I haven’t studied the bill, but at first blush the biometric work-eligibility card proposed in the Democrats’ immigration bill is not a national ID card. In any case, it needn’t be to do its job. The key is whether it carries the bearer’s name.

A “national ID card” would be a uniform document that does the job of the current driver’s license or DMV-issued non-driver ID card: it shows that you are who you say you are. I’m not sure that’s a bad idea. But it is certainly much more than is needed to verify work eligibility.

What an employer needs to know is that the person applying for a job is either a citizen or an immigrant legally entitled to work. The work eligibility card doesn’t need a name for that purpose.

A citizen or green-card holder should be able to get a document verifying that fact by showing some official the documents that establish his or her claim to that right. (If an official can’t do it, how is an employer supposed to?) Given that document, an employer just needs to verify that the person presenting it is the person who obtained it. The combination of some sort of digitized biometric (photo, fingerprint, retina scan) and a serial number will do that job. The employer compares the biometric on the card with the person presenting it, and then checks to see if the number on the card is on the master list of those eligible to work, and that the biometric on the card matches the biometric on the list.

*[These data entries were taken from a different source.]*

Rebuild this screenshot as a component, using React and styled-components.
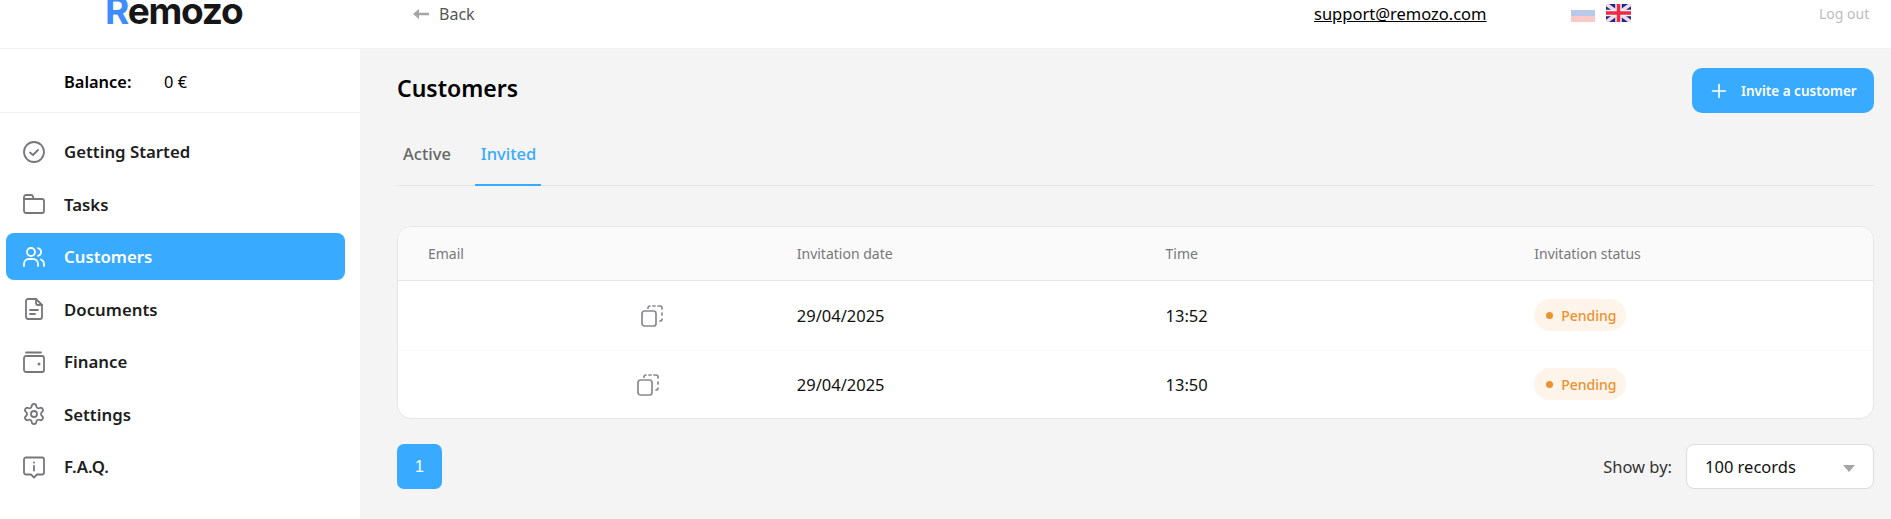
import React from "react";
import styled, { createGlobalStyle } from "styled-components";
import { Settings as SettingsIcon, Plus } from "lucide-react";

const GlobalStyle = createGlobalStyle`
  html, body {
    margin: 0;
    height: 100%;
    overflow: hidden;
  }
  body {
    font-family: "Noto Sans", "Open Sans", sans-serif;
    color: #000;
    background: #fff;
  }
  * {
    box-sizing: border-box;
  }
`;

/**
 * Icons
 */
const Svg = ({ children, size = 24 }) => (
  <svg
    width={size}
    height={size}
    viewBox="0 0 24 24"
    fill="none"
    stroke="currentColor"
    strokeWidth="1.8"
    strokeLinecap="round"
    strokeLinejoin="round"
  >
    {children}
  </svg>
);

const CheckIcon = () => (
  <Svg>
    <circle cx="12" cy="12" r="10" />
    <path d="M8 12.5l3 2.5 5-5" />
  </Svg>
);
const FolderIcon = () => (
  <Svg>
    <path d="M2 7V5a2 2 0 0 1 2-2h5a2 2 0 0 1 2 1.5L11.500 7H20a2 2 0 0 1 2 2v10a2 2 0 0 1-2 2H4a2 2 0 0 1-2-2z" />
    <path d="M2 7h9.500" />
  </Svg>
);
const UsersIcon = () => (
  <Svg>
    <circle cx="9" cy="7" r="4" />
    <path d="M2 21v-2a5 5 0 0 1 5-5h4a5 5 0 0 1 5 5v2" />
    <path d="M16 3.100a4 4 0 0 1 0 7.800" />
    <path d="M22 21v-2a5 5 0 0 0-3-4.500" />
  </Svg>
);
const DocIcon = () => (
  <Svg>
    <path d="M6 2h8l6 6v12a2 2 0 0 1-2 2H6a2 2 0 0 1-2-2V4a2 2 0 0 1 2-2z" />
    <path d="M14 2v4a2 2 0 0 0 2 2h4" />
    <path d="M8 13h8M8 17h5" />
  </Svg>
);
const WalletIcon = () => (
  <Svg>
    <path d="M4 2.500h15" />
    <rect x="2" y="6" width="20" height="16" rx="2" />
    <circle cx="17" cy="14" r="0.6" />
  </Svg>
);
const FaqIcon = () => (
  <Svg>
    <path d="M4 2.500h16a2 2 0 0 1 2 2v13a2 2 0 0 1-2 2h-5l-3 3-3-3H4a2 2 0 0 1-2-2v-13a2 2 0 0 1 2-2z" />
    <path d="M12 7.500v.2M12 11v4.500" />
  </Svg>
);
const BackArrow = () => (
  <svg width="16" height="12" viewBox="0 0 16 12" fill="#a5a5a5">
    <path d="M0 6l6-5v3.800h10v2.400H6V11z" />
  </svg>
);
const CopyIcon = () => (
  <svg width="22" height="22" viewBox="0 0 22 22" fill="none" stroke="#8a8a8e" strokeWidth="1.700" strokeLinecap="round">
    <rect x="1" y="6" width="14" height="15" rx="2.500" />
    <path d="M7 3.200V3a2 2 0 0 1 2-2M12 1h2M17 1h2a2 2 0 0 1 2 2v1M21 8v2M21 14a2 2 0 0 1-2 2" />
  </svg>
);
const RuFlag = () => (
  <svg width="24" height="18" viewBox="0 0 24 18">
    <rect y="6" width="24" height="6" fill="#b9c9ec" />
    <rect y="12" width="24" height="6" fill="#fcc9c9" />
  </svg>
);
const GbFlag = () => (
  <svg width="25" height="18" viewBox="0 0 25 18">
    <rect width="25" height="18" rx="2" fill="#1a2a8c" />
    <path d="M0 0l25 18M25 0L0 18" stroke="#f3dbe4" strokeWidth="3.500" />
    <path d="M12.500 0v18M0 9h25" stroke="#f7f0f3" strokeWidth="6.500" />
    <path d="M12.500 0v18M0 9h25" stroke="#ee2a46" strokeWidth="3.500" />
  </svg>
);

const navItems = [
  { label: "Getting Started", icon: <CheckIcon /> },
  { label: "Tasks", icon: <FolderIcon /> },
  { label: "Customers", icon: <UsersIcon />, active: true },
  { label: "Documents", icon: <DocIcon /> },
  { label: "Finance", icon: <WalletIcon /> },
  { label: "Settings", icon: <SettingsIcon size={24} strokeWidth={1.8} /> },
  { label: "F.A.Q.", icon: <FaqIcon /> },
];

const rows = [
  { gap: 213, date: "29/04/2025", time: "13:52" },
  { gap: 209, date: "29/04/2025", time: "13:50" },
];

export default function App() {
  return (
    <>
      <GlobalStyle />
      <Page>
        <Header>
          <LogoBox>
            <Logo>
              <LogoR>R</LogoR>emozo
            </Logo>
          </LogoBox>
          <BackLink>
            <BackArrow />
            <span>Back</span>
          </BackLink>
          <Support>support@remozo.com</Support>
          <Flags>
            <RuFlag />
            <GbFlag />
          </Flags>
          <LogOut>Log out</LogOut>
        </Header>
        <Body>
          <Sidebar>
            <Balance>
              <b>Balance:</b>
              <span>0 €</span>
            </Balance>
            <Nav>
              {navItems.map((item) => (
                <NavItem key={item.label} $active={item.active}>
                  <NavIcon $active={item.active}>{item.icon}</NavIcon>
                  {item.label}
                </NavItem>
              ))}
            </Nav>
          </Sidebar>
          <Main>
            <TitleRow>
              <Title>Customers</Title>
              <InviteButton>
                <Plus size={22} strokeWidth={1.800} />
                Invite a customer
              </InviteButton>
            </TitleRow>
            <Tabs>
              <Tab>Active</Tab>
              <Tab $active>Invited</Tab>
            </Tabs>
            <Card>
              <HeadRow>
                <HeadCell>Email</HeadCell>
                <HeadCell>Invitation date</HeadCell>
                <HeadCell>Time</HeadCell>
                <HeadCell>Invitation status</HeadCell>
              </HeadRow>
              {rows.map((row) => (
                <Row key={row.time}>
                  <Cell>
                    <EmailGap $width={row.gap} />
                    <CopyWrap>
                      <CopyIcon />
                    </CopyWrap>
                  </Cell>
                  <Cell>{row.date}</Cell>
                  <Cell>{row.time}</Cell>
                  <Cell>
                    <Badge>
                      <Dot />
                      Pending
                    </Badge>
                  </Cell>
                </Row>
              ))}
            </Card>
            <Footer>
              <PageButton>1</PageButton>
              <ShowBy>
                <ShowLabel>Show by:</ShowLabel>
                <Select>
                  100 records
                  <Caret />
                </Select>
              </ShowBy>
            </Footer>
          </Main>
        </Body>
      </Page>
    </>
  );
}

/**
 * Layout
 */
const Page = styled.div`
  height: 519px;
  display: flex;
  flex-direction: column;
`;
const Body = styled.div`
  flex: 1;
  display: flex;
  min-height: 0;
`;

// Header
const Header = styled.header`
  height: 49px;
  flex: none;
  display: flex;
  align-items: flex-start;
  overflow: hidden;
  background: #fff;
  border-bottom: 1px solid #f2f2f2;
`;
const LogoBox = styled.div`
  width: 413px;
  padding-left: 105px;
`;
const Logo = styled.div`
  margin-top: -12px;
  font-family: "Inter", sans-serif;
  font-size: 37px;
  line-height: 45px;
  font-weight: 700;
  letter-spacing: -1.200px;
  color: #161616;
`;
const LogoR = styled.span`
  color: #3f8cff;
`;
const BackLink = styled.div`
  width: 901px;
  height: 28px;
  display: flex;
  align-items: center;
  gap: 10px;
  font-size: 16px;
  color: #555;
`;
const Support = styled.a`
  width: 257px;
  height: 28px;
  display: block;
  font-size: 16.500px;
  line-height: 28px;
  text-decoration: underline;
  color: #000;
`;
const Flags = styled.div`
  width: 248px;
  padding-top: 4px;
  display: flex;
  gap: 11px;
`;
const LogOut = styled.div`
  font-size: 14px;
  line-height: 28px;
  color: #bdbdbd;
`;

// Sidebar
const Sidebar = styled.aside`
  width: 360px;
  flex: none;
  background: #fff;
`;
const Balance = styled.div`
  height: 64px;
  padding: 1px 0 0 64px;
  display: flex;
  align-items: center;
  font-size: 16.400px;
  border-bottom: 1px solid #f2f2f2;
  b {
    width: 100px;
    font-weight: 600;
  }
`;
const Nav = styled.nav`
  padding: 15px 15px 0 6px;
  display: flex;
  flex-direction: column;
  gap: 5.500px;
`;
const NavItem = styled.div`
  height: 47px;
  padding-left: 16px;
  display: flex;
  align-items: center;
  gap: 18px;
  border-radius: 8px;
  font-size: 16.800px;
  font-weight: 600;
  color: ${(p) => (p.$active ? "#fff" : "#1d1d21")};
  background: ${(p) => (p.$active ? "#38aaff" : "transparent")};
`;
const NavIcon = styled.span`
  width: 24px;
  height: 24px;
  display: flex;
  color: ${(p) => (p.$active ? "#fff" : "#77777b")};
`;

// Main
const Main = styled.main`
  flex: 1;
  min-width: 0;
  padding: 19px 17px 0 37px;
  background: #f4f4f4;
`;
const TitleRow = styled.div`
  height: 45px;
  display: flex;
  align-items: center;
  justify-content: space-between;
`;
const Title = styled.h1`
  margin: 0 0 6px;
  font-size: 23px;
  font-weight: 600;
  color: #000;
`;
const InviteButton = styled.button`
  width: 182px;
  height: 45px;
  padding: 0 0 0 16px;
  display: flex;
  align-items: center;
  gap: 11px;
  border: none;
  border-radius: 10px;
  font-family: inherit;
  font-size: 13.500px;
  font-weight: 600;
  color: #fff;
  background: #38aaff;
`;
const Tabs = styled.div`
  height: 60px;
  margin-top: 13px;
  display: flex;
  gap: 19px;
  border-bottom: 1px solid #e4e4e4;
`;
const Tab = styled.div`
  height: 60px;
  padding: 0 5px 4px 6px;
  display: flex;
  align-items: center;
  font-size: 16.500px;
  font-weight: 500;
  color: ${(p) => (p.$active ? "#38aaff" : "#666")};
  border-bottom: 2px solid ${(p) => (p.$active ? "#38aaff" : "transparent")};
`;
const Card = styled.div`
  height: 193px;
  margin-top: 40px;
  border: 1px solid #e6e6e6;
  border-radius: 14px;
  background: #fff;
  overflow: hidden;
`;
const HeadRow = styled.div`
  height: 54px;
  display: grid;
  grid-template-columns: repeat(4, 1fr);
  align-items: center;
  background: #fafafa;
  border-bottom: 1px solid #e6e6e6;
`;
const HeadCell = styled.div`
  padding-left: 30px;
  font-size: 14px;
  color: #77777b;
`;
const Row = styled.div`
  height: 68.500px;
  display: grid;
  grid-template-columns: repeat(4, 1fr);
  align-items: center;
  & + & {
    border-top: 1px solid #f8f8f8;
  }
`;
const Cell = styled.div`
  padding-left: 30px;
  display: flex;
  align-items: center;
  font-size: 16.500px;
  color: #111;
`;
const EmailGap = styled.span`
  width: ${(p) => p.$width}px;
`;
const CopyWrap = styled.span`
  display: flex;
  padding-top: 2px;
`;
const Badge = styled.span`
  height: 32px;
  padding: 0 9px 0 12px;
  display: inline-flex;
  align-items: center;
  gap: 8px;
  border-radius: 16px;
  font-size: 14px;
  font-weight: 500;
  color: #ec9130;
  background: #fef4ea;
`;
const Dot = styled.span`
  width: 7px;
  height: 7px;
  border-radius: 50%;
  background: #ec9130;
`;

// Footer
const Footer = styled.div`
  margin-top: 25px;
  display: flex;
  align-items: center;
  justify-content: space-between;
`;
const PageButton = styled.button`
  width: 45px;
  height: 45px;
  padding: 0;
  border: none;
  border-radius: 7px;
  font-family: "Liberation Sans", sans-serif;
  font-size: 16px;
  color: #fff;
  background: #38aaff;
`;
const ShowBy = styled.div`
  display: flex;
  align-items: center;
  gap: 14px;
`;
const ShowLabel = styled.span`
  font-size: 16.500px;
  color: #333;
`;
const Select = styled.div`
  width: 188px;
  height: 45px;
  padding: 0 18px 0 18px;
  display: flex;
  align-items: center;
  justify-content: space-between;
  border: 1px solid #dcdcdc;
  border-radius: 8px;
  font-size: 16.500px;
  color: #111;
  background: #fff;
`;
const Caret = styled.span`
  width: 0;
  height: 0;
  margin-top: 3px;
  border-left: 6px solid transparent;
  border-right: 6px solid transparent;
  border-top: 7px solid #a5a5a5;
`;
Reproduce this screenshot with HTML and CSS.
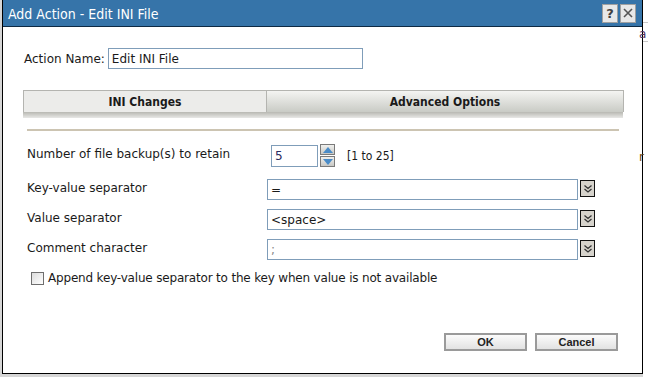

Note that even the master list doesn’t need to include any names. It’s just a set of biometric scans of people who have proven work eligibility, arranged by serial number. If you want to get six cards with six different numbers, go ahead. That means that knowing someone’s number tells you nothing about him other than that he holds that number. He can shed that “identity” for a new one on a whim.

You still need a driver’s license or the equivalent to cash a check; the driver’s license is, and the work eligibility card is not, an actual identification document. The police would have no reason to ask to see those cards; not only doesn’t the biometric card prove an identity, lots of people with perfect legal rights to be in the US (e.g., students and tourists) will never get such a card.

I wrote all of this down a long time ago and published it in the Journal of Policy Analysis and Management.

Again, I don’t know whether the authors of the bill figured this out, but if not it’s an easy change to make.

The real question isn’t whether we want a national ID card, it’s whether we want to enforce the law against employing people who aren’t eligible to work by reason of immigration status. Occasional busts don’t do that job: verifying eligibility has to be an employer responsibility. And you can’t ask employers to be responsible unless you make the job technically feasible. A biometric work eligibility card doesn’t solve the deeper problem of faking source documents, but it would make the U.S. a vastly less attractive place to come illegally.

Shutting off the flow of new unauthorized entrants while making life easier for existing unauthorized entrants seems like an obvious formula. But if you’re not willing to back that up with a work eligibility verification system, then you’re not serious about dealing with the problem. And pretending that a biometric work eligibility card has anything to do with “Your Papers, Please” is just confusion. It’s what we can do instead of “Your Papers, Please.”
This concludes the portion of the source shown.